Labró su perdición al pasar decenas de planos y fotografías de los emplazamientos de los misiles soviéticos en Cuba, aportando una prueba irrebatible a la Administración Kennedy. Durante algunos días, Estados Unidos y la Unión Soviética, que se negó a retirarlos, estuvieron al borde de la guerra. Pero finalmente Kruschev cedió. El KGB ya sospechaba de él y, poco tiempo después, desapareció sin que nadie volviera a tener noticias. Hoy sabemos por sus excompañeros que la organización decidió castigarle con una muerte terrible para que todos tomaran nota del castigo que esperaba a los traidores.

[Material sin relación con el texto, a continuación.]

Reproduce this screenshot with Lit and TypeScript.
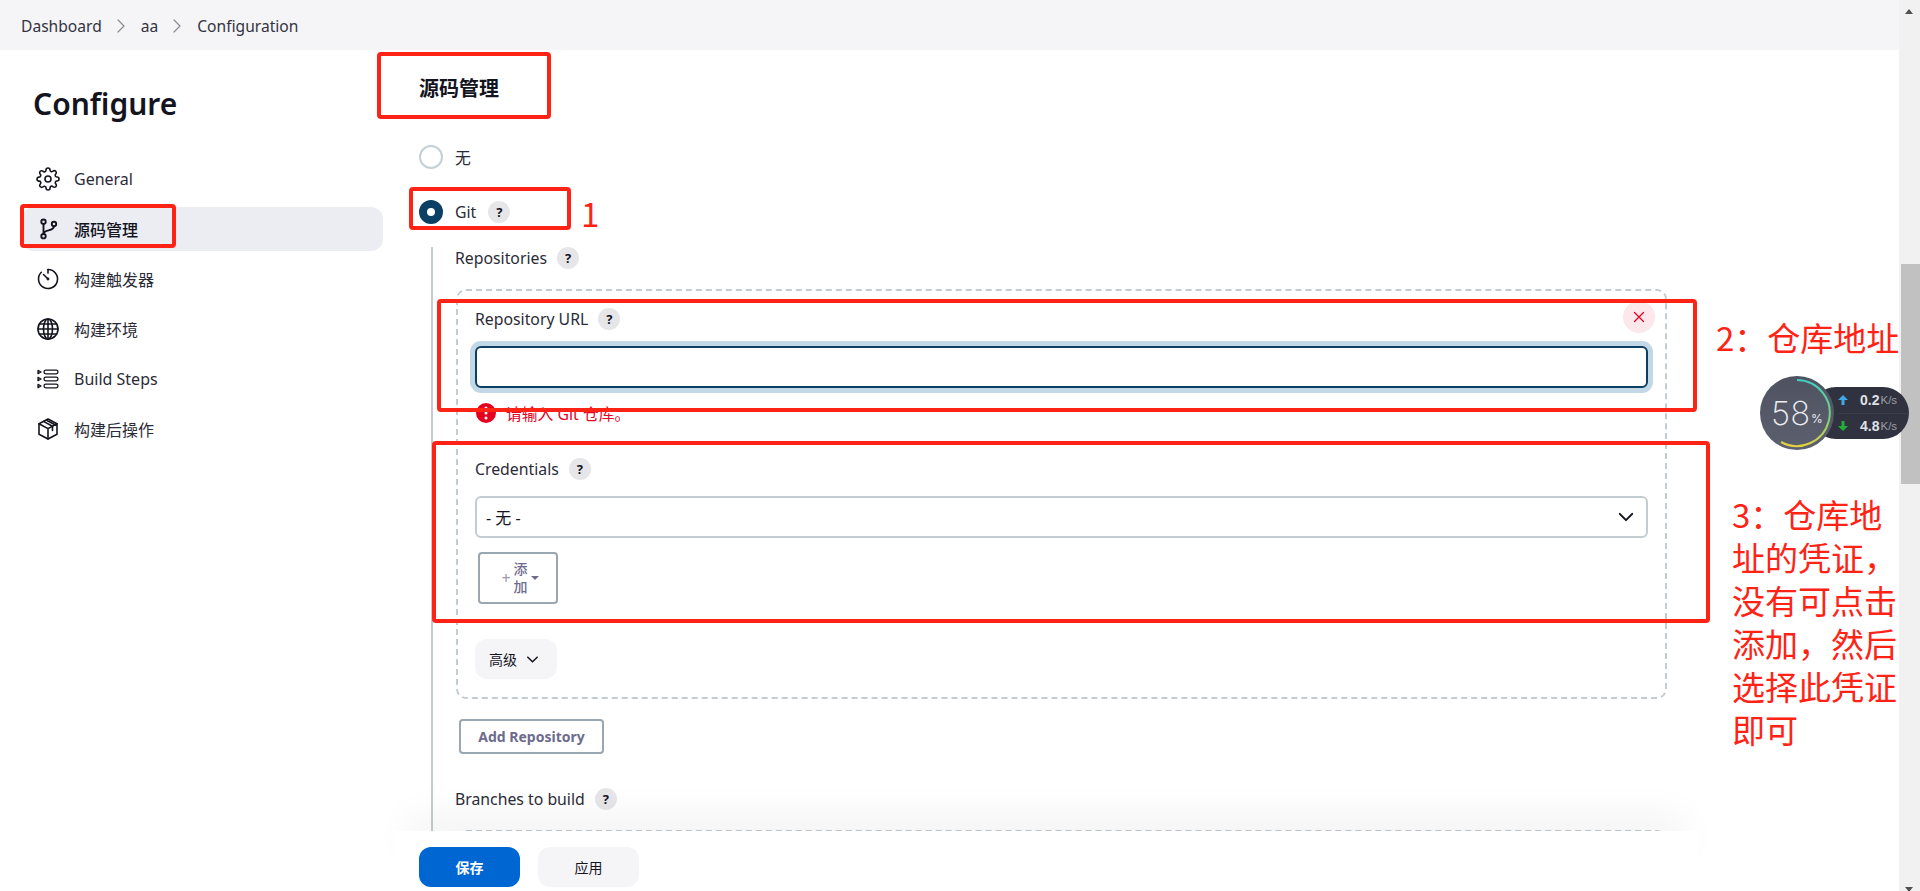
import { LitElement, html, css, svg } from "lit";
import { customElement } from "lit/decorators.js";

const icon = (body: unknown) => html`<svg class="ico" viewBox="0 0 24 24" fill="none" stroke="currentColor" stroke-width="1.6" stroke-linecap="round" stroke-linejoin="round">${body}</svg>`;

const gear = svg`<circle cx="12" cy="12" r="3"/><path d="M19.4 15a1.65 1.65 0 0 0 .33 1.82l.06.06a2 2 0 0 1 0 2.83 2 2 0 0 1-2.83 0l-.06-.06a1.65 1.65 0 0 0-1.82-.33 1.65 1.65 0 0 0-1 1.51V21a2 2 0 0 1-2 2 2 2 0 0 1-2-2v-.09A1.65 1.65 0 0 0 9 19.4a1.65 1.65 0 0 0-1.82.33l-.06.06a2 2 0 0 1-2.83 0 2 2 0 0 1 0-2.83l.06-.06a1.65 1.65 0 0 0 .33-1.82 1.65 1.65 0 0 0-1.51-1H3a2 2 0 0 1-2-2 2 2 0 0 1 2-2h.09A1.65 1.65 0 0 0 4.6 9a1.65 1.65 0 0 0-.33-1.82l-.06-.06a2 2 0 0 1 0-2.83 2 2 0 0 1 2.83 0l.06.06a1.65 1.65 0 0 0 1.82.33H9a1.65 1.65 0 0 0 1-1.51V3a2 2 0 0 1 2-2 2 2 0 0 1 2 2v.09a1.65 1.65 0 0 0 1 1.51 1.65 1.65 0 0 0 1.82-.33l.06-.06a2 2 0 0 1 2.83 0 2 2 0 0 1 0 2.83l-.06.06a1.65 1.65 0 0 0-.33 1.82V9a1.65 1.65 0 0 0 1.51 1H21a2 2 0 0 1 2 2 2 2 0 0 1-2 2h-.09a1.65 1.65 0 0 0-1.51 1z"/>`;
const branch = svg`<g stroke-width="1.9"><circle cx="7.500" cy="4.700" r="2.200"/><circle cx="7.500" cy="19.200" r="2.200"/><circle cx="18" cy="7" r="2.200"/><path d="M7.500 6.900v10.100M18 9.200c0 5.300-10.500 3-10.500 7.800"/></g>`;
const timer = svg`<path d="M12 2.500a9.500 9.500 0 1 1-6.700 2.800"/><path d="M12 2.500v3.600"/><path d="M7.500 7.500l4.500 4.500"/><circle cx="12" cy="12" r=".6"/>`;
const globe = svg`<circle cx="12" cy="12" r="10"/><ellipse cx="12" cy="12" rx="4.500" ry="10"/><path d="M12 2v20M2 12h20M3.400 7h17.200M3.400 17h17.200"/>`;
const steps = svg`<g stroke-width="1.3"><rect x="8" y="3.200" width="14" height="3.600" rx="1.800"/><rect x="8" y="10.200" width="14" height="3.600" rx="1.800"/><rect x="8" y="17.200" width="14" height="3.600" rx="1.800"/><path d="M2 3.400l3 1.600-3 1.600zM2 10.400l3 1.600-3 1.600zM2 17.400l3 1.600-3 1.600z"/></g>`;
const box = svg`<path d="M12 2l9 4.800v10.400L12 22l-9-4.800V6.800z"/><path d="M3 6.800l9 4.800 9-4.800M12 11.600V22"/><path d="M7.500 4.400l9 4.800v4.300M11 3.500l9 4.800"/>`;
const chevron = html`<svg class="chev" viewBox="0 0 16 16" fill="none" stroke="currentColor" stroke-width="1.6" stroke-linecap="round" stroke-linejoin="round"><path d="M3 5.500l5 5 5-5"/></svg>`;
const sep = html`<svg class="sep" viewBox="0 0 10 16" fill="none" stroke="#8a8a94" stroke-width="1.200" stroke-linecap="round" stroke-linejoin="round"><path d="M2 2l6 6-6 6"/></svg>`;
const help = html`<span class="help">?</span>`;

@customElement("app-root")
export class AppRoot extends LitElement {
  static styles = css`
    :host { display: block; height: 891px; width: 100%; font-family: "Noto Sans", "Noto Sans CJK SC", sans-serif; color: #14141f; font-size: 14px; }
    * { box-sizing: border-box; }
    .page { position: relative; width: 1920px; height: 891px; overflow: hidden; background: #fff; display: flex; }
    .scrollbar { position: relative; width: 21px; flex: none; background: #f1f1f1; padding: 264px 0 0 2px; }
    .thumb { height: 220px; background: #c1c1c1; }
    .arrow { position: absolute; left: 6px; width: 0; height: 0; border-left: 4.500px solid transparent; border-right: 4.500px solid transparent; }
    .arrow.up { top: 9px; border-bottom: 5px solid #505050; }
    .arrow.down { top: 887px; border-top: 5px solid #505050; }
    .view { flex: 1; min-width: 0; display: flex; flex-direction: column; }
    .topbar { height: 50px; flex: none; background: #f5f5f8; display: flex; align-items: center; padding: 1px 0 0 21px; font-size: 15.600px; color: #333340; }
    .sep { width: 10px; height: 16px; margin: 0 15px 0 14px; }
    .body { flex: 1; display: flex; min-height: 0; }
    .side { width: 419px; flex: none; padding: 32px 36px 0 22px; }
    .side h1 { margin: 0 0 0 11px; font-size: 30px; line-height: 44px; font-weight: 600; }
    .nav { margin-top: 31px; display: flex; flex-direction: column; gap: 6px; }
    .item { height: 44px; display: flex; align-items: center; border-radius: 12px; padding-left: 14px; gap: 14px; font-size: 16px; color: #2b2b38; }
    .item.on { background: #ecedf3; font-weight: 500; color: #14141f; }
    .ico { width: 24px; height: 24px; flex: none; color: #14141f; }
    .main { flex: 1; min-width: 0; overflow: hidden; }
    h2 { margin: 0; padding-top: 27px; font-size: 20px; line-height: 24px; font-weight: 700; }
    .radio { display: flex; align-items: center; height: 24px; gap: 12px; font-size: 15.800px; color: #2b2b38; }
    .radio.first { margin-top: 44px; }
    .radio.second { margin-top: 31px; }
    .dot { width: 24px; height: 24px; border-radius: 50%; flex: none; border: 2px solid #c5d0d6; background: #fff; }
    .dot.on { border: 8.500px solid #0b3f63; background: #fff; }
    .help { width: 22px; height: 22px; border-radius: 50%; background: #e6e6e9; display: inline-flex; align-items: center; justify-content: center; font-size: 13px; font-weight: 700; color: #14141f; }
    .nest { margin: 23px 0 0 12px; border-left: 2px solid #c3ccd1; padding-left: 22px; width: 1237px; }
    .label { display: flex; align-items: center; height: 22px; gap: 10px; font-size: 15.800px; color: #2b2b38; }
    .repo { position: relative; margin: 20px 0 0 1px; width: 1211px; height: 410px; border: 2px dashed #c3ccd1; border-radius: 10px; padding: 17px 17px 17px 17px; }
    .close { position: absolute; top: 10px; right: 10px; width: 32px; height: 32px; border-radius: 50%; background: #fce8ec; display: flex; align-items: center; justify-content: center; }
    .close svg { width: 12px; height: 12px; }
    .input { margin-top: 16px; height: 42px; border: 2px solid #0b3f63; border-radius: 6px; box-shadow: 0 0 0 5px #c2d8e7; background: #fff; }
    .err { margin-top: 15px; height: 20px; display: flex; align-items: center; gap: 10px; color: #e6001f; font-size: 15.800px; margin-left: 1px; }
    .erri { width: 20px; height: 20px; flex: none; }
    .creds { margin-top: 35px; }
    .select { margin-top: 16px; height: 42px; border: 2px solid #c3ccd1; border-radius: 6px; display: flex; align-items: center; justify-content: space-between; padding: 0 10px 0 9px; font-size: 16px; color: #14141f; }
    .chev { width: 20px; height: 20px; flex: none; }
    .add { margin: 14px 0 0 3px; width: 80px; height: 52px; border: 2px solid #9aa6b0; border-radius: 4px; display: flex; align-items: center; justify-content: center; gap: 3px; color: #6d6b8d; font-size: 14px; font-weight: 500; padding-left: 4px; }
    .add .w { display: flex; flex-direction: column; line-height: 18px; }
    .plus { font-size: 16px; font-weight: 400; color: #9a99b0; }
    .caret { width: 0; height: 0; border-left: 4px solid transparent; border-right: 4px solid transparent; border-top: 4px solid #6d6b8d; }
    .adv { margin-top: 35px; width: 82px; height: 40px; background: #f5f5f8; border-radius: 12px; display: flex; align-items: center; gap: 8px; padding-left: 14px; font-size: 14px; }
    .adv .chev { width: 15px; height: 15px; }
    .addrepo { margin: 20px 0 0 4px; width: 145px; height: 35px; border: 2px solid #9aa6b0; border-radius: 4px; display: flex; align-items: center; justify-content: center; font-size: 14px; font-weight: 700; color: #6d6b8d; }
    .branches { margin-top: 34px; }
    .repo2 { margin: 20px 0 0 1px; width: 1211px; height: 200px; border: 2px dashed #c3ccd1; border-radius: 10px; }
    .bar { position: absolute; left: 394px; top: 831px; width: 1304px; height: 60px; background: #fff; box-shadow: 0 -27px 40px -16px rgba(20,20,31,.07); display: flex; gap: 18px; padding: 16px 0 0 25px; }
    .btn { width: 101px; height: 40px; border-radius: 12px; display: flex; align-items: center; justify-content: center; font-size: 14px; }
    .save { background: #0066d2; color: #fff; font-weight: 700; }
    .apply { background: #f5f5f8; color: #14141f; }
    .mark { position: absolute; border: 4px solid #ff2316; border-radius: 4px; pointer-events: none; }
    .m1 { left: 377px; top: 52px; width: 174px; height: 67px; }
    .m2 { left: 20px; top: 204px; width: 156px; height: 44px; }
    .m3 { left: 409px; top: 187px; width: 162px; height: 43px; }
    .m4 { left: 437px; top: 299px; width: 1260px; height: 113px; }
    .m5 { left: 432px; top: 441px; width: 1278px; height: 182px; }
    .note { position: absolute; color: #ff2316; font-size: 33px; line-height: 43px; font-family: "Noto Sans CJK SC", sans-serif; white-space: nowrap; }
    .n1 { left: 581px; top: 192px; }
    .n2 { left: 1716px; top: 316px; }
    .n3 { left: 1732px; top: 493px; }
    .widget { position: absolute; left: 1760px; top: 376px; width: 150px; height: 74px; }
    .pill { position: absolute; left: 50px; top: 11px; width: 99px; height: 52px; border-radius: 26px; background: #30333f; }
    .ring { position: absolute; left: 0; top: 0; width: 74px; height: 74px; }
    .pct { position: absolute; left: 0; top: 0; width: 74px; height: 74px; display: flex; align-items: center; justify-content: center; color: #eceef2; font-size: 33px; font-weight: 200; font-family: "Inter", sans-serif; }
    .pct small { font-size: 12px; margin: 10px 0 0 1px; font-weight: 400; }
    .rate { position: absolute; left: 27px; height: 26px; width: 70px; display: flex; align-items: center; color: #dfe1e6; font-size: 14px; font-weight: 700; font-family: "Liberation Sans", sans-serif; }
    .rate svg { width: 12px; height: 12px; margin-right: 11px; flex: none; }
    .rate small { font-size: 11.500px; font-weight: 400; color: #9a9da8; margin-left: 1px; }
    .r1 { top: 0; } .r2 { top: 26px; }
    .rule { position: absolute; left: 28px; right: 0; top: 26px; height: 1px; background: #3b3e4a; }
  `;

  render() {
    return html`<div class="page">
      <div class="view">
        <div class="topbar"><span>Dashboard</span>${sep}<span>aa</span>${sep}<span>Configuration</span></div>
        <div class="body">
          <aside class="side">
            <h1>Configure</h1>
            <nav class="nav">
              <div class="item">${icon(gear)}General</div>
              <div class="item on">${icon(branch)}源码管理</div>
              <div class="item">${icon(timer)}构建触发器</div>
              <div class="item">${icon(globe)}构建环境</div>
              <div class="item">${icon(steps)}Build Steps</div>
              <div class="item">${icon(box)}构建后操作</div>
            </nav>
          </aside>
          <main class="main">
            <h2>源码管理</h2>
            <div class="radio first"><span class="dot"></span>无</div>
            <div class="radio second"><span class="dot on"></span>Git ${help}</div>
            <div class="nest">
              <div class="label">Repositories ${help}</div>
              <div class="repo">
                <div class="close"><svg viewBox="0 0 12 12" fill="none" stroke="#e6001f" stroke-width="1.300" stroke-linecap="round"><path d="M1.500 1.500l9 9M10.500 1.500l-9 9"/></svg></div>
                <div class="label">Repository URL ${help}</div>
                <div class="input"></div>
                <div class="err"><svg class="erri" viewBox="0 0 20 20"><circle cx="10" cy="10" r="10" fill="#e6001f"/><g fill="#fff"><circle cx="10" cy="5" r="1.500"/><circle cx="10" cy="10" r="1.500"/><circle cx="10" cy="15" r="1.500"/></g></svg>请输入 Git 仓库。</div>
                <div class="label creds">Credentials ${help}</div>
                <div class="select"><span>- 无 -</span>${chevron}</div>
                <div class="add"><span class="plus">+</span><span class="w"><span>添</span><span>加</span></span><span class="caret"></span></div>
                <div class="adv">高级 ${chevron}</div>
              </div>
              <div class="addrepo">Add Repository</div>
              <div class="label branches">Branches to build ${help}</div>
              <div class="repo2"></div>
            </div>
          </main>
        </div>
      </div>
      <div class="scrollbar"><span class="arrow up"></span><div class="thumb"></div><span class="arrow down"></span></div>

      <div class="bar"><div class="btn save">保存</div><div class="btn apply">应用</div></div>

      <div class="mark m1"></div><div class="mark m2"></div><div class="mark m3"></div><div class="mark m4"></div><div class="mark m5"></div>
      <div class="note n1">1</div>
      <div class="note n2">2：仓库地址</div>
      <div class="note n3">3：仓库地<br />址的凭证，<br />没有可点击<br />添加，然后<br />选择此凭证<br />即可</div>

      <div class="widget">
        <div class="pill">
          <div class="rule"></div>
          <div class="rate r1"><svg viewBox="0 0 12 12"><path d="M6 1l5 5H7.500v5h-3V6H1z" fill="#3fa9e8"/></svg>0.2<small>K/s</small></div>
          <div class="rate r2"><svg viewBox="0 0 12 12"><path d="M6 11L1 6h3.500V1h3v5H11z" fill="#1fae3a"/></svg>4.8<small>K/s</small></div>
        </div>
        <svg class="ring" viewBox="0 0 74 74">
          <defs>
            <linearGradient id="rg" x1="0" y1="0" x2="0" y2="1"><stop offset="0" stop-color="#3fd0c0"/><stop offset=".6" stop-color="#7fd07a"/><stop offset="1" stop-color="#e3d13f"/></linearGradient>
            <linearGradient id="bg" x1="0" y1="0" x2="0" y2="1"><stop offset="0" stop-color="#4f5361"/><stop offset="1" stop-color="#5b5f6e"/></linearGradient>
          </defs>
          <circle cx="37" cy="37" r="37" fill="url(#bg)"/>
          <path d="M37 4A33 33 0 1 1 21 66" fill="none" stroke="url(#rg)" stroke-width="2"/>
        </svg>
        <div class="pct">58<small>%</small></div>
      </div>
    </div>`;
  }
}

A Oleg Gordievski le aguardaba un destino similar si no fuera porque huyó de Moscú en 1985 cuando el KGB había dado orden de detenerlo. Era miembro de una familia de chekistas y también había ejercido altas responsabilidades en el KGB. Durante varios años había sido el jefe de operaciones en Gran Bretaña bajo camuflaje diplomático. Y asistía regularmente a las reuniones del comité de dirección, lo que le permitía el acceso a valiosa información interna. Gordievski había pasado a los aliados una cantidad ingente de documentos e informes confidenciales. Algunos de ellos demostraban que Andropov estaba convencido de que la OTAN preparaba un ataque nuclear contra la URSS, lo que alimentaba la paranoia del bloque comunista contra Occidente.